Бросок, подача. Боярская, Белый и Синьковский в музыкальном спектакле "1926"

Автор фото: Стас Левшин
Автор фото: Стас Левшин
Неправильное, ох неправильное место выбрано для петербургской премьеры проекта "1926". Спектаклю — а проект оказался все же не литературно–музыкальной композицией для филармонического применения, но полноценным театральным опусом — уготовано долгое плавание. Для начала февральские гастроли по Израилю, далее везде. И в любом театральном черном кабинете, в любом ДК или поп–концертном мультиплексе эта мобильная антреприза с белой стеной–выгородкой, со своим видеорядом, светом и звуком, с тремя выдающимися артистами на сцене и завлекательным сюжетом будет уместна. Но только не в Малом зале филармонии.
Во–первых, подзвучка. В зале, за 200 лет привыкшем доверять живому звучанию человеческих голосов и инструментов, микрофонам противятся даже стены. Звук из порталов "гуляет", децибелы "бьются". А уж скрипка Дмитрия Синьковского… Известнейшему барочному скрипачу, дирижеру и контратенору наверняка интересно проявить себя на сцене в несвойственном — позднеромантическом и экспрессионистском — репертуаре. Но понять, что он имеет в виду в отрывках из сольных сонат Изаи, Онеггера, Бартока и Пендерецкого, никак не удается. Только настроишься что–нибудь расслышать, как музыка кончается — вместе с наивно–символистскими видеоклипами, кои должна иллюстрировать. Это я еще не говорю — вот ужас–то! — о музицировании под заглушенную фонограмму с фортепиано Шостаковича, "Либертанго" Пьяццоллы или "Кровавой Россией" музыкального руководителя проекта Алексея Курбатова (эту последнюю как раз не жалко). В любом другом зале скрипичных скороговорок Синьковского не будет жалко тоже: видеомузыкальные перебивки выполняют служебную функцию, разделяют мизансцены, поддерживают накал эмоций, ничего личного.
Во–вторых, подача. Насколько гармонично звучит в филармонии предыдущий проект Валерия Галендеева ("Неизвестный друг" для Ксении Раппопорт и Полины Осетинской), настолько кричаще–яркая история любовно–поэтического треугольника Цветаева — Пастернак — Рильке просится вон, вовне. В инсценировке (назовем ее пьесой) Аллы Дамскер по письмам поэтов и "Крысолову" Цветаевой, а равно и в ее режиссуре видна крепкая рука телевизионного редактора и сериального сценариста. Достойная "Каравана историй" прямота, в общем–то, оправданна — спектакль–то о личной жизни, пусть и великих поэтов. История "невстречи" Марины Цветаевой и Бориса Пастернака несется на всех парах от 1922–го через заглавный, самый бурный 1926–й прямиком в 1935–й, когда Марина встречается–таки с Борисом в Париже, холодно помогает ему выбрать платье для новой жены Зиночки.

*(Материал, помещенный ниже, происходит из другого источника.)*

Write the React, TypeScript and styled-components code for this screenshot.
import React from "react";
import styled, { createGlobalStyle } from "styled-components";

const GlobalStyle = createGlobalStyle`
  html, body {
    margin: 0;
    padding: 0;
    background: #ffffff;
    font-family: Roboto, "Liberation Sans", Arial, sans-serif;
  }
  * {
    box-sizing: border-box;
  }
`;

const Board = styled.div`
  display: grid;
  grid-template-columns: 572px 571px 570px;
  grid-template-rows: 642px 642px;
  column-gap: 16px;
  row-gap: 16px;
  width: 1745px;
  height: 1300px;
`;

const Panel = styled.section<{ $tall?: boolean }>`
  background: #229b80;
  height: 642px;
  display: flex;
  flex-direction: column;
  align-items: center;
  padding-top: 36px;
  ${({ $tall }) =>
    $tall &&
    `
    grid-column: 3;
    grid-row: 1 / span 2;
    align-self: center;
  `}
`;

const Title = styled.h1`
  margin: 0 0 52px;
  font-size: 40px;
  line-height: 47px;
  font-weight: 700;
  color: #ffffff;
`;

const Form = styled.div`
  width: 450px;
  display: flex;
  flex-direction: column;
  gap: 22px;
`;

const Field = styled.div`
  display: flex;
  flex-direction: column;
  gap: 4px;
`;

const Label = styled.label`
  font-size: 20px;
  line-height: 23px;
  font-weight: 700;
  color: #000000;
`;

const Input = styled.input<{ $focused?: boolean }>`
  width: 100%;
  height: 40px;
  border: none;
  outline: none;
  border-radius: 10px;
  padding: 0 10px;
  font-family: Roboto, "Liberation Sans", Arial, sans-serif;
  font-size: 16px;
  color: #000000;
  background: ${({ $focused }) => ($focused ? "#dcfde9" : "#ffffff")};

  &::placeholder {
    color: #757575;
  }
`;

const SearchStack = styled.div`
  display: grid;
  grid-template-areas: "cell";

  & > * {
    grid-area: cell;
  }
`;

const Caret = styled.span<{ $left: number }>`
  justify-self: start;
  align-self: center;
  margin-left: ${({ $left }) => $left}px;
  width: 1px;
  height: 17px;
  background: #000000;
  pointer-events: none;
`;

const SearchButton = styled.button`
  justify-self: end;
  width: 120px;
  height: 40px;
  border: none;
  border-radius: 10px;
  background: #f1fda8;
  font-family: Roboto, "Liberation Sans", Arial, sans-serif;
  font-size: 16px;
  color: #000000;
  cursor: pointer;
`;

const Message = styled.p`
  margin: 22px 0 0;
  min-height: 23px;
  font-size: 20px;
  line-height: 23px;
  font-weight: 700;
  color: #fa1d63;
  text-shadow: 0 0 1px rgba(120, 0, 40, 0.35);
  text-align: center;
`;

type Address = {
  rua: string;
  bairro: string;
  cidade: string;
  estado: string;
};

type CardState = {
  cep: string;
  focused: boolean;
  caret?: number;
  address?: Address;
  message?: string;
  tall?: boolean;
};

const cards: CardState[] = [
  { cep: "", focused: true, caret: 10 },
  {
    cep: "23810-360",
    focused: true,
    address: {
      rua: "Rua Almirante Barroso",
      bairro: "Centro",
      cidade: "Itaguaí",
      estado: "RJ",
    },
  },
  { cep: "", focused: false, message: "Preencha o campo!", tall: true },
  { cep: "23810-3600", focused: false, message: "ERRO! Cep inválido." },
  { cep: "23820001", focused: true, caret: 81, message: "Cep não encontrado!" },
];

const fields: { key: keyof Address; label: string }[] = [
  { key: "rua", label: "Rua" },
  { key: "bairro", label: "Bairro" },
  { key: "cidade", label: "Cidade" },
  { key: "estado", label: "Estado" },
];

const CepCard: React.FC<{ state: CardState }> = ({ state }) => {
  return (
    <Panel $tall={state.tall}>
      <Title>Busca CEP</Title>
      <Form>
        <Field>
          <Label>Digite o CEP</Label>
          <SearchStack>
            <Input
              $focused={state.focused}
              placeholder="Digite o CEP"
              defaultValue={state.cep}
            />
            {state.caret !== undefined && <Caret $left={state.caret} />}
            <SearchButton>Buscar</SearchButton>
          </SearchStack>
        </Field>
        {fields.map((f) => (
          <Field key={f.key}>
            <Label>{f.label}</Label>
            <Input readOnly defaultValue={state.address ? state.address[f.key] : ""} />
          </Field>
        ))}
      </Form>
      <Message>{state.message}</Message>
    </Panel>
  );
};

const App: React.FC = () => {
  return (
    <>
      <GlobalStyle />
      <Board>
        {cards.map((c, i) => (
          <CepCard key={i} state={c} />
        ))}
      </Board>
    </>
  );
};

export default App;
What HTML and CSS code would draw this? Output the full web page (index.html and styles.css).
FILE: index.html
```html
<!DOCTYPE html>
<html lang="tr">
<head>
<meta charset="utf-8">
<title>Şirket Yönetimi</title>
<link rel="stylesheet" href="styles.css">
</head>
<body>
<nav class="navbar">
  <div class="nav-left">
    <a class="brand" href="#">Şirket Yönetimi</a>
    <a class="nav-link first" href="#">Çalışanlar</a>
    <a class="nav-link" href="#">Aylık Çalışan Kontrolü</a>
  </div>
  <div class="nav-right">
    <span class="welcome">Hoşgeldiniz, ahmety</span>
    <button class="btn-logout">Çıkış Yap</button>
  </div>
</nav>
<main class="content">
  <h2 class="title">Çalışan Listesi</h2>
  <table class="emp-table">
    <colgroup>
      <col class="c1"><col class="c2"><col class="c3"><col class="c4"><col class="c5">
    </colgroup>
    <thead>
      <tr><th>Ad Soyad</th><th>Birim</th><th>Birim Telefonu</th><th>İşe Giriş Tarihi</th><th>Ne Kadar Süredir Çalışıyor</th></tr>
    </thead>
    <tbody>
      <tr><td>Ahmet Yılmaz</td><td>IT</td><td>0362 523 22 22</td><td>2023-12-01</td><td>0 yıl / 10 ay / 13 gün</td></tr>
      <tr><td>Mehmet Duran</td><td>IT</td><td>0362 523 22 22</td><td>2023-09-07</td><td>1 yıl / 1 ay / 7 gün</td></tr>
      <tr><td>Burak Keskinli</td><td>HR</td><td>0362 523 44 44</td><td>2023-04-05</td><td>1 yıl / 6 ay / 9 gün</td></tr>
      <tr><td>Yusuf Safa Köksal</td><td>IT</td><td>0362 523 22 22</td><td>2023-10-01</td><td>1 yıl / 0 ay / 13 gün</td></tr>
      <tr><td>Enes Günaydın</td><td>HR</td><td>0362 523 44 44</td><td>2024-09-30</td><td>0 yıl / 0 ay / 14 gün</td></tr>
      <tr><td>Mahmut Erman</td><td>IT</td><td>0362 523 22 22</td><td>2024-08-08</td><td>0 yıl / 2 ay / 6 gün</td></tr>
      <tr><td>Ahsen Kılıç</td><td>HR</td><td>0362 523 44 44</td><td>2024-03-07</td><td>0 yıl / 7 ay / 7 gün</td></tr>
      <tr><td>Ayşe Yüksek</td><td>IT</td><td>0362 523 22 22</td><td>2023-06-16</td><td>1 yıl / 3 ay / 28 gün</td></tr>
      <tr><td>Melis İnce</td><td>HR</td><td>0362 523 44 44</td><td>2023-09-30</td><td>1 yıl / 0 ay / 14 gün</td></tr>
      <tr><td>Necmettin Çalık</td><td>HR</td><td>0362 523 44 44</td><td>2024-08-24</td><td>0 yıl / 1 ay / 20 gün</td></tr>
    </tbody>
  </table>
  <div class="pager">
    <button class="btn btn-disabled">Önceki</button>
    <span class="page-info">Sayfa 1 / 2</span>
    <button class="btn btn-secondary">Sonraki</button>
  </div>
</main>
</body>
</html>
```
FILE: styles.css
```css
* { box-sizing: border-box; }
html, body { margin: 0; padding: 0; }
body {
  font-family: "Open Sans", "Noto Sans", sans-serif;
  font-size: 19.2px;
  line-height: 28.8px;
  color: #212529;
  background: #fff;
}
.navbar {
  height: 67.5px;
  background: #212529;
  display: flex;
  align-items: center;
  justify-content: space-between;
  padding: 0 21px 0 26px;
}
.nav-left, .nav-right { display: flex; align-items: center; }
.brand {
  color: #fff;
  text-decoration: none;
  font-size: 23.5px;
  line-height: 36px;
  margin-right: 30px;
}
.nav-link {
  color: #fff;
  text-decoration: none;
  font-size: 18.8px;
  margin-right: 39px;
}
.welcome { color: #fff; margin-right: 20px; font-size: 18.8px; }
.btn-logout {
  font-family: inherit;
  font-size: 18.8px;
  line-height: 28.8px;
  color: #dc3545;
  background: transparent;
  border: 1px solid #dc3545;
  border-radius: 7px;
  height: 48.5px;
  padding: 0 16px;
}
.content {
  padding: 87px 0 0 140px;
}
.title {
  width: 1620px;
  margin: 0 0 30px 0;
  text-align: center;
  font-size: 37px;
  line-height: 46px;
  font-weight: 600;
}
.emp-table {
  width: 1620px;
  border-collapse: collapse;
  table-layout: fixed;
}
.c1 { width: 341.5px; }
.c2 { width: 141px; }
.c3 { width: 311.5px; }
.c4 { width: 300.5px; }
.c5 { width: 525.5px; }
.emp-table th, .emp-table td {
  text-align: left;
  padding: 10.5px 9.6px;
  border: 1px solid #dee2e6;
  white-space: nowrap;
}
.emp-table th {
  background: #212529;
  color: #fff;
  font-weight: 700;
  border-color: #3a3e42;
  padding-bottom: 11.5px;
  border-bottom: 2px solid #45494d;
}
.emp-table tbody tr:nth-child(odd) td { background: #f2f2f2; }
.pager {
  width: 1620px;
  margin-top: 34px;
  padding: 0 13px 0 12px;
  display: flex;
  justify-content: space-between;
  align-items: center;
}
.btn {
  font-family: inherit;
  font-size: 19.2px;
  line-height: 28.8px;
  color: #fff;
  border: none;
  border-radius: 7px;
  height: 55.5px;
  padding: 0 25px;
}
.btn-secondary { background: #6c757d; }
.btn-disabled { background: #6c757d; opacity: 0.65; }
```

Елизавета Боярская с характерной цветаевской прической демонстрирует широчайший диапазон актерских (и вокальных) средств, декламируя строки, тире, восклицательные знаки и курсивы Цветаевой. Ее экспрессия безмерна, как сама поэтесса. Ее героиня идеальна во всем — когда призывает Пастернака, когда отказывает ему во встрече, когда зовет вновь или двусмысленно делится с ним любовными (о да) письмами к Рильке. Пастернаку везет меньше. В исполнении Анатолия Белого он какой–то мелкий позер, наигранный фат. И зуб у него все время некстати болит. И лишь в финальной читке "Крысолова", когда собственноручно набеленное лицо артиста каменеет, взгляд темнеет, а тон становится сдержанно–ледяным, понимаешь, что дело было не в актере, а в актерской задаче. И в позиции режиссерки (позволим себе этот феминитив).
В–третьих, нюансы. Размашистое повествование открывается нарезкой кадров с Троцким, Лениным и Луначарским, а завершается кроваво–красными сполохами поверх рычащего Гитлера и марширующих фашистов (столь живо предвиденных Цветаевой в "Крысолове", созданном в 1925–м). Тут не до тонкостей, не до многосложности и неоднозначности героев, их творчества и переписки. Взять хоть рубашку, которую Елизавета Боярская стирает в тазике, распевая частушки про "Гаммельн–славный–городок", в самом начале постановки. В следующих сценах она уже надевает ее (якобы мокрую–то?), кидает рукав Пастернаку, заворачивается, как в саван, и проч. и проч. А что — это же не всамделишная рубашка, скажете вы, это художественный образ, броский жест. Вот то–то и оно. Словом, за броской подачей — на "1926", а за правдой жизни — все–таки к первоисточникам.